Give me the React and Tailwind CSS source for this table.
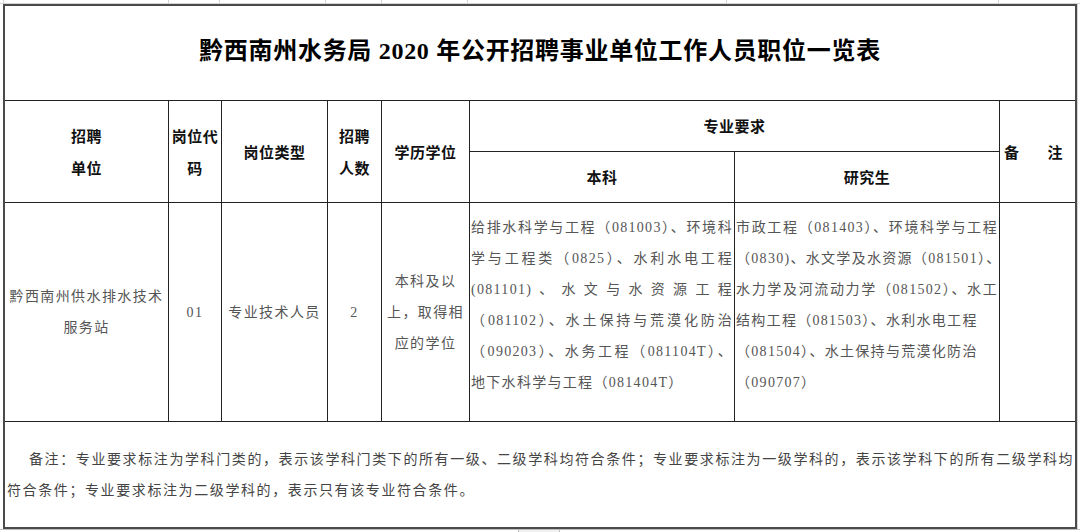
const serif = "[font-family:'Liberation_Serif','Noto_Sans_CJK_SC',serif]";
const sans = "[font-family:'Noto_Sans_CJK_SC','Liberation_Sans',sans-serif]";

function Head({ children, className = "" }) {
  return (
    <div
      className={`flex flex-col items-center justify-center text-center text-[15px] leading-[32px] font-bold text-[#111] tracking-[0.5px] ${sans} ${className}`}
    >
      {children}
    </div>
  );
}

function Cell({ children, className = "" }) {
  return (
    <div
      className={`flex flex-col items-center justify-center text-center text-[14px] leading-[31px] tracking-[1.4px] text-[#555] ${serif} ${className}`}
    >
      {children}
    </div>
  );
}

const benke = [
  "给排水科学与工程（081003）、环境科",
  "学与工程类（0825）、水利水电工程",
  "(081101)、水文与水资源工程",
  "（081102）、水土保持与荒漠化防治",
  "（090203）、水务工程（081104T）、",
  "地下水科学与工程（081404T）",
];

const yanjiu = [
  "市政工程（081403）、环境科学与工程",
  "（0830)、水文学及水资源（081501）、",
  "水力学及河流动力学（081502）、水工",
  "结构工程（081503）、水利水电工程",
  "（081504）、水土保持与荒漠化防治",
  "（090707）",
];

function Lines({ lines, justifyCount }) {
  return (
    <div className={`flex flex-col text-[14px] leading-[31px] tracking-[1.3px] text-[#555] ${serif}`}>
      {lines.map((l, i) =>
        i < justifyCount ? (
          <div key={i} className="whitespace-nowrap text-justify [text-align-last:justify]">
            {l}
          </div>
        ) : (
          <div key={i} className="whitespace-nowrap text-left">
            {l}
          </div>
        )
      )}
    </div>
  );
}

export default function App() {
  const line = "border-[#222]";
  return (
    <div className="w-[1080px] h-[532px] bg-white overflow-hidden">
      {/* spreadsheet grid strip above */}
      <div className="flex h-[4px] border-b border-[#d4d4d4]">
        <div className="w-[4px] border-r border-[#d4d4d4]" />
        <div className="w-[165px] border-r border-[#d4d4d4]" />
        <div className="w-[51px] border-r border-[#d4d4d4]" />
        <div className="w-[106px] border-r border-[#d4d4d4]" />
        <div className="w-[56px] border-r border-[#d4d4d4]" />
        <div className="w-[86px] border-r border-[#d4d4d4]" />
        <div className="w-[259px] border-r border-[#d4d4d4]" />
        <div className="w-[272px] border-r border-[#d4d4d4]" />
        <div className="flex-1" />
      </div>
      <div className="flex">
        <div className="w-[3px]" />
        <div className="w-[1074px] h-[525px] border-2 border-[#4a4a4a] grid grid-cols-[164px_53px_106px_54px_88px_265px_265px_75px] grid-rows-[95px_51px_51px_219px_105px]">
          {/* title */}
          <div className={`col-span-8 border-b ${line} flex items-center justify-center pb-[4px]`}>
            <span
              className={`text-[24px] font-bold text-black tracking-[0.7px] whitespace-nowrap ${serif}`}
            >
              黔西南州水务局 2020 年公开招聘事业单位工作人员职位一览表
            </span>
          </div>

          {/* header */}
          <Head className={`row-span-2 border-r border-b ${line}`}>
            <span>招聘</span>
            <span>单位</span>
          </Head>
          <Head className={`row-span-2 border-r border-b ${line}`}>
            <span>岗位代</span>
            <span>码</span>
          </Head>
          <Head className={`row-span-2 border-r border-b ${line}`}>
            <span>岗位类型</span>
          </Head>
          <Head className={`row-span-2 border-r border-b ${line}`}>
            <span>招聘</span>
            <span>人数</span>
          </Head>
          <Head className={`row-span-2 border-r border-b ${line}`}>
            <span>学历学位</span>
          </Head>
          <Head className={`col-span-2 border-r border-b ${line}`}>
            <span>专业要求</span>
          </Head>
          <Head className={`row-span-2 border-b ${line} !items-start pl-[4px]`}>
            <div className="flex">
              <span>备</span>
              <span className="ml-[28px]">注</span>
            </div>
          </Head>
          <Head className={`border-r border-b ${line}`}>
            <span>本科</span>
          </Head>
          <Head className={`border-r border-b ${line}`}>
            <span>研究生</span>
          </Head>

          {/* data row */}
          <Cell className={`border-r border-b ${line}`}>
            <span className="whitespace-nowrap">黔西南州供水排水技术</span>
            <span>服务站</span>
          </Cell>
          <Cell className={`border-r border-b ${line}`}>
            <span>01</span>
          </Cell>
          <Cell className={`border-r border-b ${line}`}>
            <span className="whitespace-nowrap">专业技术人员</span>
          </Cell>
          <Cell className={`border-r border-b ${line}`}>
            <span>2</span>
          </Cell>
          <Cell className={`border-r border-b ${line}`}>
            <span>本科及以</span>
            <span className="whitespace-nowrap">上，取得相</span>
            <span>应的学位</span>
          </Cell>
          <div className={`border-r border-b ${line} pt-[9px] pl-[1px] pr-[1px]`}>
            <Lines lines={benke} justifyCount={5} />
          </div>
          <div className={`border-r border-b ${line} pt-[9px] pl-[1px] pr-[1px]`}>
            <Lines lines={yanjiu} justifyCount={3} />
          </div>
          <div className={`border-b ${line}`} />

          {/* note */}
          <div
            className={`col-span-8 flex flex-col justify-center pl-[2px] pr-[7px] text-[14px] leading-[31px] tracking-[1.6px] text-[#444] ${serif}`}
          >
            <div className="whitespace-nowrap pl-[22px] text-justify [text-align-last:justify]">
              备注：专业要求标注为学科门类的，表示该学科门类下的所有一级、二级学科均符合条件；专业要求标注为一级学科的，表示该学科下的所有二级学科均
            </div>
            <div className="whitespace-nowrap">
              符合条件；专业要求标注为二级学科的，表示只有该专业符合条件。
            </div>
          </div>
        </div>
        <div className="w-[3px] border-l border-[#d4d4d4]" />
      </div>
      {/* spreadsheet grid strip below */}
      <div className="flex h-[3px] border-t border-[#bdbdbd]">
        <div className="w-[518px]" />
        <div className="w-[42px] bg-[#f2f2f2] border-x border-[#bdbdbd]" />
      </div>
    </div>
  );
}
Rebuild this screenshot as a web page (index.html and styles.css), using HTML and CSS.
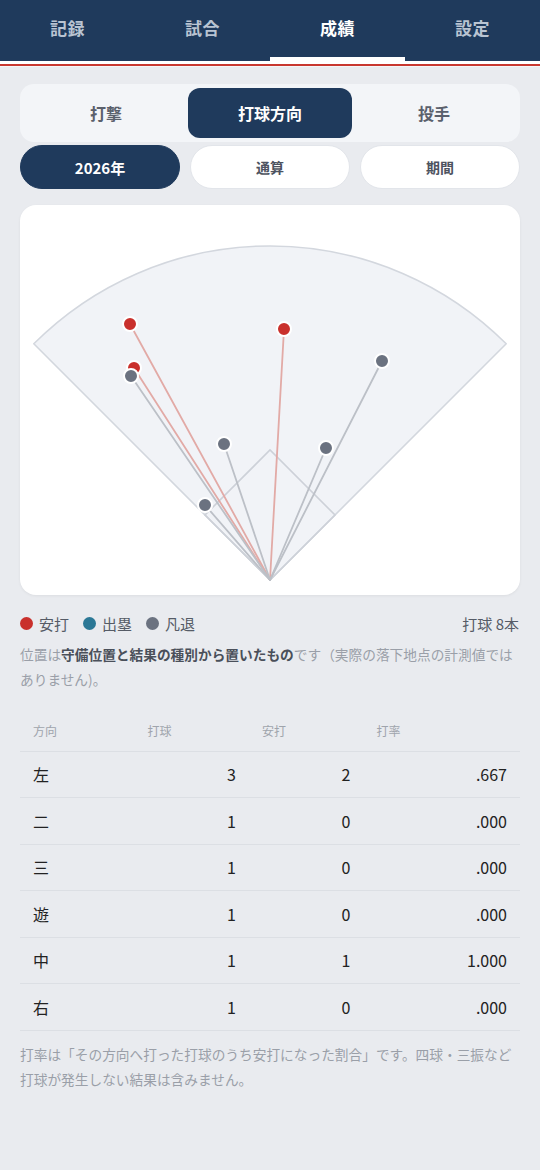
FILE: index.html
```html
<!DOCTYPE html>
<html lang="ja">
<head>
<meta charset="utf-8">
<title>成績</title>
<link rel="stylesheet" href="styles.css">
</head>
<body>
<nav class="topnav">
  <div class="tab">記録</div>
  <div class="tab">試合</div>
  <div class="tab active">成績</div>
  <div class="tab">設定</div>
</nav>
<div class="stripe"></div>
<main class="main">
  <div class="seg">
    <div class="seg-item">打撃</div>
    <div class="seg-item active">打球方向</div>
    <div class="seg-item">投手</div>
  </div>
  <div class="pills">
    <div class="pill active">2026年</div>
    <div class="pill">通算</div>
    <div class="pill">期間</div>
  </div>
  <section class="card">
    <svg class="field" width="500" height="390" viewBox="0 0 500 390">
      <path d="M250 375 L13.8 138.8 A334 334 0 0 1 486.2 138.8 Z" fill="#f1f3f7" stroke="#d3d7de" stroke-width="1.6" stroke-linejoin="round"/>
      <path d="M250 375 L185 310 L250 245 L315 310 Z" fill="none" stroke="#cdd1d8" stroke-width="1.6"/>
      <g stroke-width="1.8" stroke-linecap="round">
        <line x1="250" y1="375" x2="110" y2="119" stroke="#e2aaa6"/>
        <line x1="250" y1="375" x2="264" y2="124" stroke="#e2aaa6"/>
        <line x1="250" y1="375" x2="114" y2="163" stroke="#e2aaa6"/>
        <line x1="250" y1="375" x2="111" y2="171" stroke="#bcc0c7"/>
        <line x1="250" y1="375" x2="362" y2="156" stroke="#bcc0c7"/>
        <line x1="250" y1="375" x2="204" y2="239" stroke="#bcc0c7"/>
        <line x1="250" y1="375" x2="306" y2="243" stroke="#bcc0c7"/>
        <line x1="250" y1="375" x2="185" y2="300" stroke="#bcc0c7"/>
      </g>
      <g stroke="#ffffff" stroke-width="2">
        <circle cx="110" cy="119" r="7" fill="#c9302c"/>
        <circle cx="264" cy="124" r="7" fill="#c9302c"/>
        <circle cx="114" cy="163" r="7" fill="#c9302c"/>
        <circle cx="111" cy="171" r="7" fill="#6b7280"/>
        <circle cx="362" cy="156" r="7" fill="#6b7280"/>
        <circle cx="204" cy="239" r="7" fill="#6b7280"/>
        <circle cx="306" cy="243" r="7" fill="#6b7280"/>
        <circle cx="185" cy="300" r="7" fill="#6b7280"/>
      </g>
    </svg>
  </section>
  <div class="legend">
    <div class="legend-items">
      <span class="lg"><i class="dot red"></i>安打</span>
      <span class="lg"><i class="dot teal"></i>出塁</span>
      <span class="lg"><i class="dot gray"></i>凡退</span>
    </div>
    <div class="count">打球 8本</div>
  </div>
  <p class="note">位置は<b>守備位置と結果の種別から置いたもの</b>です（実際の落下地点の計測値では<br>ありません)。</p>
  <div class="table">
    <div class="row head">
      <div>方向</div><div>打球</div><div>安打</div><div>打率</div>
    </div>
    <div class="row">
      <div>左</div><div class="num">3</div><div class="num">2</div><div class="num">.667</div>
    </div>
    <div class="row">
      <div>二</div><div class="num">1</div><div class="num">0</div><div class="num">.000</div>
    </div>
    <div class="row">
      <div>三</div><div class="num">1</div><div class="num">0</div><div class="num">.000</div>
    </div>
    <div class="row">
      <div>遊</div><div class="num">1</div><div class="num">0</div><div class="num">.000</div>
    </div>
    <div class="row">
      <div>中</div><div class="num">1</div><div class="num">1</div><div class="num">1.000</div>
    </div>
    <div class="row">
      <div>右</div><div class="num">1</div><div class="num">0</div><div class="num">.000</div>
    </div>
  </div>
  <p class="note foot">打率は「その方向へ打った打球のうち安打になった割合」です。四球・三振など<br>打球が発生しない結果は含みません。</p>
</main>
</body>
</html>
```

FILE: styles.css
```css
* { box-sizing: border-box; }
html, body {
  margin: 0;
  padding: 0;
  background: #e9ebef;
  font-family: "Noto Sans CJK JP", "Noto Sans", sans-serif;
  color: #222;
}
.topnav {
  display: grid;
  grid-template-columns: repeat(4, 1fr);
  height: 61px;
  background: #1f3a5c;
}
.tab {
  display: flex;
  align-items: center;
  justify-content: center;
  padding-bottom: 6px;
  font-size: 17px;
  font-weight: 700;
  color: #b9c4d2;
  letter-spacing: 0.5px;
}
.tab.active {
  color: #ffffff;
  border-bottom: 4px solid #ffffff;
  padding-bottom: 2px;
}
.stripe {
  height: 6px;
  border-top: 3px solid #ffffff;
  border-bottom: 1px solid #f4f5f7;
  background: #c8372f;
}
.main {
  padding: 17px 20px 40px;
}
.seg {
  display: grid;
  grid-template-columns: repeat(3, 1fr);
  height: 58px;
  padding: 4px;
  background: #f3f5f8;
  border-radius: 14px;
}
.seg-item {
  display: flex;
  align-items: center;
  justify-content: center;
  font-size: 16px;
  font-weight: 700;
  color: #5a606c;
  border-radius: 12px;
}
.seg-item.active {
  background: #1f3a5c;
  color: #ffffff;
}
.pills {
  display: grid;
  grid-template-columns: repeat(3, 1fr);
  gap: 10px;
  margin-top: 3px;
}
.pill {
  height: 44px;
  display: flex;
  align-items: center;
  justify-content: center;
  border-radius: 22px;
  background: #ffffff;
  border: 1px solid #e2e5ea;
  font-size: 14px;
  font-weight: 700;
  color: #4d5360;
}
.pill.active {
  background: #1f3a5c;
  border-color: #1f3a5c;
  color: #ffffff;
  font-size: 15px;
}
.card {
  margin-top: 16px;
  height: 390px;
  background: #ffffff;
  border-radius: 16px;
  box-shadow: 0 1px 3px rgba(0, 0, 0, 0.06);
  overflow: hidden;
}
.field { display: block; }
.legend {
  display: flex;
  justify-content: space-between;
  align-items: center;
  margin-top: 17px;
  height: 22px;
  font-size: 15px;
  color: #555b66;
}
.legend-items {
  display: flex;
  gap: 14px;
}
.lg {
  display: flex;
  align-items: center;
  gap: 6px;
}
.dot {
  display: inline-block;
  width: 13px;
  height: 13px;
  border-radius: 50%;
}
.dot.red { background: #c9302c; }
.dot.teal { background: #2b7896; }
.dot.gray { background: #6b7280; }
.count { padding-right: 1px; }
.note {
  margin: 8px 0 0;
  font-size: 13.7px;
  line-height: 25px;
  color: #9a9fa8;
}
.note b {
  font-weight: 700;
  color: #4a505a;
}
.table {
  margin-top: 18px;
}
.row {
  display: grid;
  grid-template-columns: 114.5px 114.5px 114.5px 1fr;
  height: 46.5px;
  align-items: center;
  border-bottom: 1px solid #dcdfe4;
  font-size: 16px;
  color: #222;
}
.row > div {
  padding: 0 13px;
}
.row .num {
  text-align: right;
}
.row.head {
  height: 41.5px;
  font-size: 12px;
  color: #9fa4ac;
}
.note.foot {
  margin-top: 11px;
}
```
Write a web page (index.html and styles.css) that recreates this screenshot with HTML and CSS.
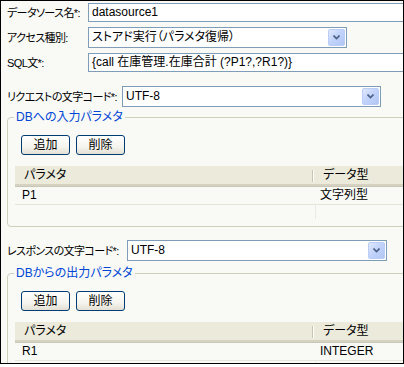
FILE: index.html
```html
<!DOCTYPE html>
<html lang="ja">
<head>
<meta charset="utf-8">
<link rel="stylesheet" href="styles.css">
</head>
<body>
<div class="window">
  <div class="content">
    <div class="form-grid">
      <label class="lbl">データソース名*:</label>
      <div class="textbox wide">datasource1</div>
      <label class="lbl">アクセス種別:</label>
      <div class="combo c-access"><span class="val">ストアド実行（パラメタ復帰）</span><span class="drop"><svg width="7" height="5" viewBox="0 0 7 5"><path d="M0.5 0.5 L3.5 3.5 L6.5 0.5" fill="none" stroke="#4d6185" stroke-width="1.6"/></svg></span></div>
      <label class="lbl">SQL文*:</label>
      <div class="textbox wide">{call 在庫管理.在庫合計 (?P1?,?R1?)}</div>
    </div>

    <div class="row row-req">
      <label class="lbl lbl-req">リクエストの文字コード*:</label>
      <div class="combo c-req"><span class="val">UTF-8</span><span class="drop"><svg width="7" height="5" viewBox="0 0 7 5"><path d="M0.5 0.5 L3.5 3.5 L6.5 0.5" fill="none" stroke="#4d6185" stroke-width="1.6"/></svg></span></div>
    </div>

    <fieldset class="group g-in">
      <legend>DBへの入力パラメタ</legend>
      <div class="buttons">
        <button class="btn">追加</button>
        <button class="btn">削除</button>
      </div>
      <div class="grid">
        <div class="g-head">
          <div class="h-cell h-name">パラメタ</div>
          <div class="h-cell h-type">データ型</div>
        </div>
        <div class="g-row">
          <div class="cell c-name">P1</div>
          <div class="cell c-type">文字列型</div>
        </div>
        <div class="g-fill"><div class="fill-name"></div><div class="fill-type"></div></div>
      </div>
    </fieldset>

    <div class="row row-res">
      <label class="lbl lbl-res">レスポンスの文字コード*:</label>
      <div class="combo c-res"><span class="val">UTF-8</span><span class="drop"><svg width="7" height="5" viewBox="0 0 7 5"><path d="M0.5 0.5 L3.5 3.5 L6.5 0.5" fill="none" stroke="#4d6185" stroke-width="1.6"/></svg></span></div>
    </div>

    <fieldset class="group g-out">
      <legend>DBからの出力パラメタ</legend>
      <div class="buttons">
        <button class="btn">追加</button>
        <button class="btn">削除</button>
      </div>
      <div class="grid">
        <div class="g-head">
          <div class="h-cell h-name">パラメタ</div>
          <div class="h-cell h-type">データ型</div>
        </div>
        <div class="g-row">
          <div class="cell c-name">R1</div>
          <div class="cell c-type">INTEGER</div>
        </div>
        <div class="g-fill"><div class="fill-name"></div><div class="fill-type"></div></div>
      </div>
    </fieldset>
  </div>
</div>
</body>
</html>
```

FILE: styles.css
```css
* { box-sizing: border-box; }
html, body { margin: 0; padding: 0; background: #ffffff; }
body {
  font-family: "Liberation Sans", "Noto Sans CJK JP", sans-serif;
  font-size: 12px;
  font-feature-settings: "palt";
  color: #000;
}
.window {
  width: 404px;
  height: 364px;
  border: 1px solid #000;
  background: #f9f9f6;
  overflow: hidden;
}
.content {
  width: 560px;
  padding: 2px 0 0 6px;
}
.form-grid {
  display: grid;
  grid-template-columns: 81px auto;
  grid-template-rows: 19px 21px 19px;
  row-gap: 5px;
  align-items: center;
  justify-items: start;
}
.lbl {
  white-space: nowrap;
  line-height: 14px;
  font-size: 11px;
  letter-spacing: -0.6px;
}
.textbox {
  height: 19px;
  border: 1px solid #7f9db9;
  background: #fff;
  padding: 0 3px;
  line-height: 17px;
  white-space: nowrap;
}
.wide { width: 420px; }
.combo {
  height: 21px;
  border: 1px solid #7f9db9;
  background: #fff;
  display: flex;
  align-items: center;
  padding: 1px;
}
.combo .val { padding-left: 2px; line-height: 17px; white-space: nowrap; flex: 1; }
.drop {
  width: 17px;
  height: 17px;
  border: 1px solid #b9cdf7;
  border-radius: 2px;
  background: linear-gradient(135deg, #dfe8fe 0%, #c3d4fb 45%, #b1c6f5 100%);
  display: flex;
  align-items: center;
  justify-content: center;
}
.drop svg { display: block; }
.c-access { width: 259px; }
.row { display: flex; align-items: center; }
.row-req { margin-top: 14px; }
.lbl-req { width: 115px; flex: none; }
.c-req { width: 259px; }
.row-res { margin-top: 13px; }
.lbl-res { width: 120px; flex: none; }
.c-res { width: 260px; }

.group {
  margin: 3px 0 0 0;
  width: 520px;
  border: 1px solid #d0d0bf;
  border-radius: 4px;
  padding: 11px 0 7px 7px;
}
.g-out { margin-top: 5px; }
.group legend {
  color: #0046d5;
  padding: 0 2px;
  margin-left: -1px;
  line-height: 14px;
}
.buttons {
  display: flex;
  gap: 6px;
  margin-left: 6px;
}
.btn {
  width: 49px;
  height: 20px;
  border: 1px solid #003c74;
  border-radius: 3px;
  background: linear-gradient(#ffffff 0%, #f5f4ee 60%, #e3e0d4 100%);
  font: inherit;
  font-feature-settings: "palt";
  color: #000;
  padding: 0;
  line-height: 16px;
}
.grid { margin-top: 11px; }
.g-head {
  display: flex;
  height: 21px;
  background: #ebeadb;
  border-bottom: 1px solid #cbc7b8;
  box-shadow: inset 0 -2px 0 #d6d2c2;
}
.h-cell { line-height: 19px; white-space: nowrap; }
.h-name {
  width: 298px;
  padding-left: 9px;
  position: relative;
}
.h-name::after {
  content: "";
  position: absolute;
  right: 0;
  top: 4px;
  bottom: 4px;
  width: 1px;
  background: #c7c5b2;
  box-shadow: 1px 0 0 #ffffff;
}
.h-type { padding-left: 10px; }
.g-row {
  display: flex;
  height: 18px;
  border-bottom: 1px solid #e6e5dc;
}
.cell { line-height: 17px; white-space: nowrap; }
.c-name { width: 300px; padding-left: 7px; }
.c-type { padding-left: 5px; }
.g-fill { display: flex; height: 14px; }
.fill-name { width: 300px; }
.fill-type { border-left: 1px solid #ecebe3; width: 200px; }
```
_ _ _ _ _
TASK TO COMPLETE | Copy every line of the records above that contains "this".

WRITTEN SOLUTION |
Give me the React and Tailwind CSS source for this table.
Rebuild this screenshot as a web page (index.html and styles.css), using HTML and CSS.
Write a web page (index.html and styles.css) that recreates this screenshot with HTML and CSS.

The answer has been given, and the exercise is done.